Otto bowed his neck jerkily. "Yes, Your Majesty."

"Go." Dismissed, Otto turned to warn Shutz and his gunners about the wagons-and to leave the king's disturbing presence. Behind him, Egon was mounting the saddle of a stallion from the royal stable. A pair of irreplaceable witch-clan night vision glasses hung from his pommel.

The defenders were asleep, dead, or incompetent, Otto decided as he watched the wagons roll along the road towards the gatehouse. Or they'd been struck blind by Sky Father. The glaring hell-light cast a lurid glow across the ground before the gatehouse, but there was no shouted challenge, no crack of gunfire. What are they doing? He wondered. A horrid surmise began to gnaw at his imagination. They're dead, or gone, and we're advancing into their ground while they sneak through the land of the dead, to ambush us from behind-

Rapid fire crackled from the gatehouse, followed by a squealing roar of bovine distress: Otto breathed again. Not dead or gone, just incompetent. They'd shown little sign of movement earlier in the campaign, and despite their lightning-fast assault on the castle when he'd taken it, they'd failed to follow through. The witch-clan were traders, after all, lowborn tinkers, not knights and soldiers.

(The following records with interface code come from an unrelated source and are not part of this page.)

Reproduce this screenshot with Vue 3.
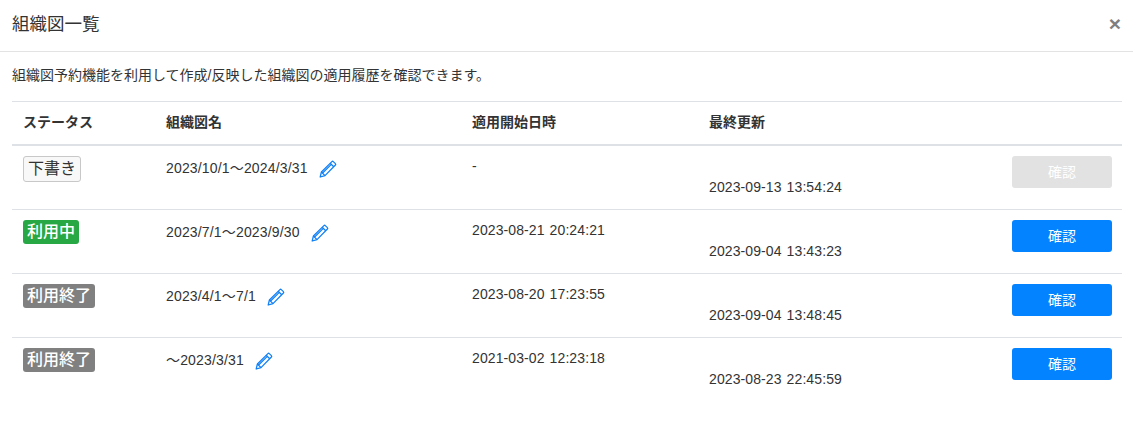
<script setup>
const rows = [
  { status: '下書き', kind: 'draft', name: '2023/10/1〜2024/3/31', start: '-', updated: '2023-09-13 13:54:24', disabled: true },
  { status: '利用中', kind: 'active', name: '2023/7/1〜2023/9/30', start: '2023-08-21 20:24:21', updated: '2023-09-04 13:43:23' },
  { status: '利用終了', kind: 'ended', name: '2023/4/1〜7/1', start: '2023-08-20 17:23:55', updated: '2023-09-04 13:48:45' },
  { status: '利用終了', kind: 'ended', name: '〜2023/3/31', start: '2021-03-02 12:23:18', updated: '2023-08-23 22:45:59' },
]
</script>

<template>
  <div class="modal">
    <header class="head">
      <h1>組織図一覧</h1>
      <span class="close">×</span>
    </header>
    <div class="body">
      <p class="desc">組織図予約機能を利用して作成/反映した組織図の適用履歴を確認できます。</p>
      <table>
        <colgroup>
          <col class="c1" /><col class="c2" /><col class="c3" /><col class="c4" /><col />
        </colgroup>
        <thead>
          <tr>
            <th>ステータス</th>
            <th>組織図名</th>
            <th>適用開始日時</th>
            <th>最終更新</th>
            <th></th>
          </tr>
        </thead>
        <tbody>
          <tr v-for="r in rows" :key="r.updated">
            <td><span class="badge" :class="r.kind">{{ r.status }}</span></td>
            <td class="name">
              <span>{{ r.name }}</span>
              <svg class="pen" width="18" height="18" viewBox="0 0 18 18" fill="none" stroke="#0f7ff5" stroke-width="1.25" stroke-linejoin="round">
                <path d="M1.2 17l1.2-5L12.9 1.6a1 1 0 0 1 1.4 0l2.1 2a1 1 0 0 1 0 1.4L6 15.6z" />
                <path d="M2.4 12l3.6 3.6M11.2 3.3l3.5 3.5M3.6 13l8.7-8.6" />
              </svg>
            </td>
            <td class="stamp">{{ r.start }}</td>
            <td class="stamp"><br />{{ r.updated }}</td>
            <td class="act"><button :class="{ off: r.disabled }">確認</button></td>
          </tr>
        </tbody>
      </table>
    </div>
  </div>
</template>

<style>
html, body { margin: 0; background: #fff; }
</style>

<style scoped>
.modal {
  font-family: "Liberation Sans", "Noto Sans CJK JP", sans-serif;
  font-size: 14px;
  line-height: 21px;
  color: #333;
}
.head {
  display: flex;
  justify-content: space-between;
  align-items: flex-start;
  padding: 11px 12px 0;
  height: 40px;
  border-bottom: 1px solid #e3e3e3;
}
h1 {
  margin: 0;
  font-size: 17.5px;
  line-height: 26px;
  font-weight: 400;
}
.close {
  font-size: 21px;
  line-height: 26px;
  font-weight: 700;
  color: #7f7f7f;
}
.body { padding: 0 11px 0 12px; }
.desc {
  margin: 0;
  height: 49px;
  padding-top: 13px;
  box-sizing: border-box;
  font-size: 14px;
}
table {
  width: 100%;
  border-collapse: collapse;
  table-layout: fixed;
}
.c1 { width: 143px; }
.c2 { width: 306px; }
.c3 { width: 237px; }
.c4 { width: 220px; }
th {
  height: 43px;
  padding: 0 11px;
  box-sizing: border-box;
  text-align: left;
  font-weight: 700;
  font-size: 14px;
  border-top: 1px solid #dee2e6;
  border-bottom: 2px solid #dee2e6;
}
td {
  box-sizing: border-box;
  padding: 10px 11px 11px;
  vertical-align: top;
  font-size: 14px;
  border-bottom: 1px solid #dee2e6;
}
tbody tr:last-child td { border-bottom: 0; }
.badge {
  display: block;
  width: fit-content;
  padding: 0 4px;
  height: 24px;
  line-height: 24px;
  font-size: 16px;
  border-radius: 3px;
  box-sizing: border-box;
  color: #fff;
  font-weight: 500;
}
.draft {
  color: #333;
  font-weight: 400;
  height: 26px;
  background: #f8f8f8;
  border: 1px solid #c8c8c8;
}
.active { background: #28a745; }
.ended { background: #808080; }
.name {
  white-space: nowrap;
  letter-spacing: 0.16px;
  padding-top: 12px;
  padding-bottom: 9px;
}
.stamp { letter-spacing: 0.1px; word-spacing: 1px; }
.pen { margin-left: 11px; vertical-align: -5px; }
.act { text-align: right; padding-right: 10px; }
button {
  display: inline-block;
  vertical-align: top;
  width: 100px;
  height: 32px;
  border: 0;
  padding: 1px 0 0;
  border-radius: 3px;
  background: #0383ff;
  color: #fff;
  font: inherit;
  font-size: 14px;
}
button.off { background: #e2e2e2; }
</style>
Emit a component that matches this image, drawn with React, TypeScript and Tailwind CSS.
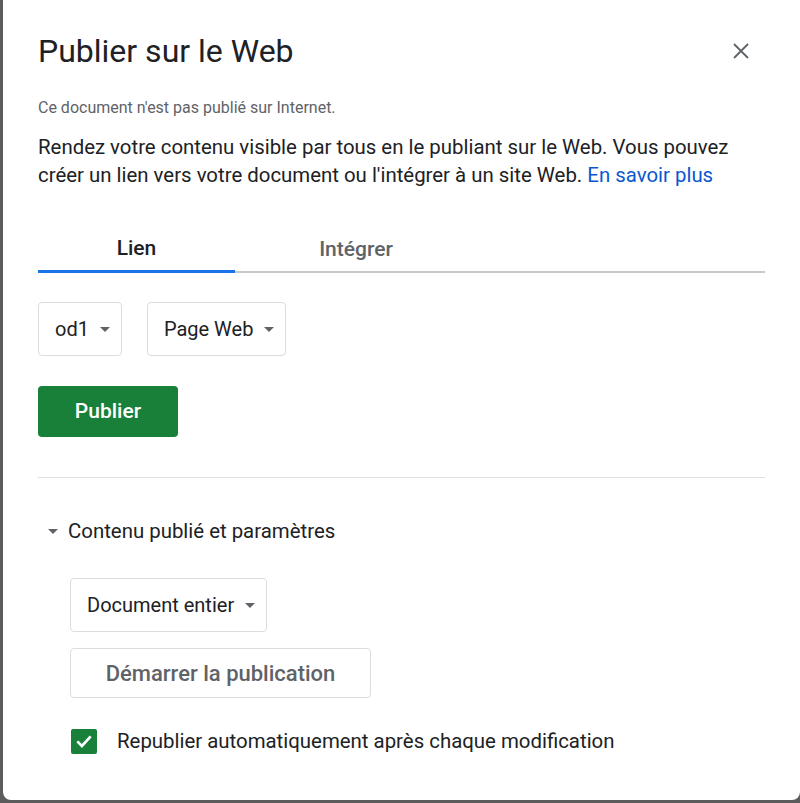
import React from "react";

function Caret({ className = "" }: { className?: string }) {
  return (
    <svg width="10" height="5" viewBox="0 0 10 5" className={className}>
      <path d="M0 0 L10 0 L5 5 Z" fill="#5f6368" />
    </svg>
  );
}

function Select({ label }: { label: string }) {
  return (
    <div className="flex h-[54px] items-center gap-[11px] rounded-[4px] border border-[#dadce0] bg-white pl-[16px] pr-[11px] text-[20px] text-[#202124]">
      <span>{label}</span>
      <Caret />
    </div>
  );
}

export default function App() {
  return (
    <div
      className="flex h-[803px] w-[800px] bg-[#5c5c5c]"
      style={{ fontFamily: "Roboto, 'Noto Sans', Arial, sans-serif" }}
    >
      <div className="ml-[3px] h-[800px] flex-1 rounded-b-[8px] bg-white pl-[35px] pr-[35px] pt-[33px]">
        <div className="flex h-[36px] items-center justify-between">
          <h1 className="text-[32px] leading-[36px] text-[#202124]">Publier sur le Web</h1>
          <svg width="16" height="16" viewBox="0 0 16 16" className="mr-[16px]">
            <path d="M1 1 L15 15 M15 1 L1 15" stroke="#5f6368" strokeWidth="1.8" />
          </svg>
        </div>
        <p className="mt-[29px] text-[16px] leading-[20px] text-[#5f6368]">
          Ce document n'est pas publié sur Internet.
        </p>
        <p className="mt-[15px] text-[20.4px] leading-[28px] text-[#202124]">
          Rendez votre contenu visible par tous en le publiant sur le Web. Vous pouvez créer un lien vers votre document ou l'intégrer à un site Web.{" "}
          <span className="text-[#0b57d0]">En savoir plus</span>
        </p>
        <div className="mt-[39px] flex border-b-2 border-[#c8c8c8]">
          <div className="-mb-[2px] flex h-[45px] w-[197px] items-center justify-center border-b-[3px] border-[#1a73e8] pb-[1px] text-[21px] font-medium text-[#202124]">
            Lien
          </div>
          <div className="flex h-[43px] w-[242px] items-center justify-center text-[21px] font-medium text-[#5f6368]">
            Intégrer
          </div>
        </div>
        <div className="mt-[29px] flex gap-[25px]">
          <Select label="od1" />
          <Select label="Page Web" />
        </div>
        <div className="mt-[30px] flex">
          <button className="h-[51px] w-[140px] rounded-[4px] bg-[#188038] text-[21px] font-medium text-white">
            Publier
          </button>
        </div>
        <div className="mt-[40px] h-px bg-[#e0e0e0]" />
        <div className="mt-[39px] flex h-[28px] items-center gap-[10px] pl-[10px] text-[20.4px] text-[#202124]">
          <Caret />
          <span>Contenu publié et paramètres</span>
        </div>
        <div className="mt-[33px] flex pl-[32px]">
          <Select label="Document entier" />
        </div>
        <div className="mt-[16px] flex pl-[32px]">
          <button className="h-[50px] w-[301px] rounded-[4px] border border-[#dadce0] bg-white text-[22px] font-medium text-[#5f6368]">
            Démarrer la publication
          </button>
        </div>
        <div className="mt-[29px] flex h-[28px] items-center gap-[20px] pl-[33px] text-[20.4px] text-[#202124]">
          <div className="flex h-[25px] w-[26px] items-center justify-center rounded-[2px] bg-[#188038]">
            <svg width="20" height="20" viewBox="0 0 24 24">
              <path d="M4 12.5 L9.5 18 L20 6.5" fill="none" stroke="white" strokeWidth="3.2" />
            </svg>
          </div>
          <span>Republier automatiquement après chaque modification</span>
        </div>
      </div>
    </div>
  );
}
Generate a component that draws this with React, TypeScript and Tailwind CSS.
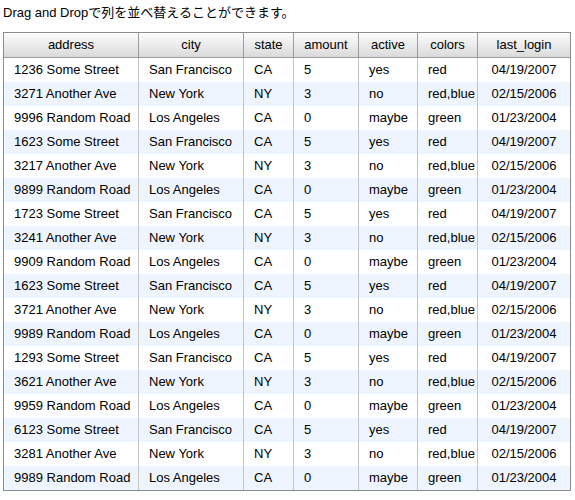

He grinned as the wagon ground forward faster, the uninjured oxen panicked halfway to a stampede by the gunfire and the smell of blood. It had fifty yards to go, then forty-why aren't they firing? Are they low on ammunition?-then twenty, then-

Otto knelt close to the ground, bracing himself, mouth open to keep his ears from hurting. The moments stretched on, as he counted up to twenty heartbeats.

"Is he dead?" called one of his gunners.

"I think-" someone began to reply, but the rest of his comment was forestalled by a searing flash. A second later the sound reached Otto, a door the size of a mountainside slamming shut beside his head. The ground shook. A couple of seconds later still, the gravel and fragments rained down around the smoke-filled hole. "What was that?" Otto shouted, barely able to hear himself. It wasn't like any powder explosion he'd ever heard, and he'd heard enough in his time. What's the Pervert got his hands on now? he added silently, straightening up.

The hell-light had gone out, along with the front of the gatehouse. The wagon hadn't been small-there could have been half a ton, or even a ton, of explosives in it; whatever kind of explosives the king's alchemists had cooked up, using lore stolen from the witches.

Otto cleared his dry throat, spat experimentally. "Break them down, get ready to move out," he shouted at Shutz. "The cavalry will be through here next."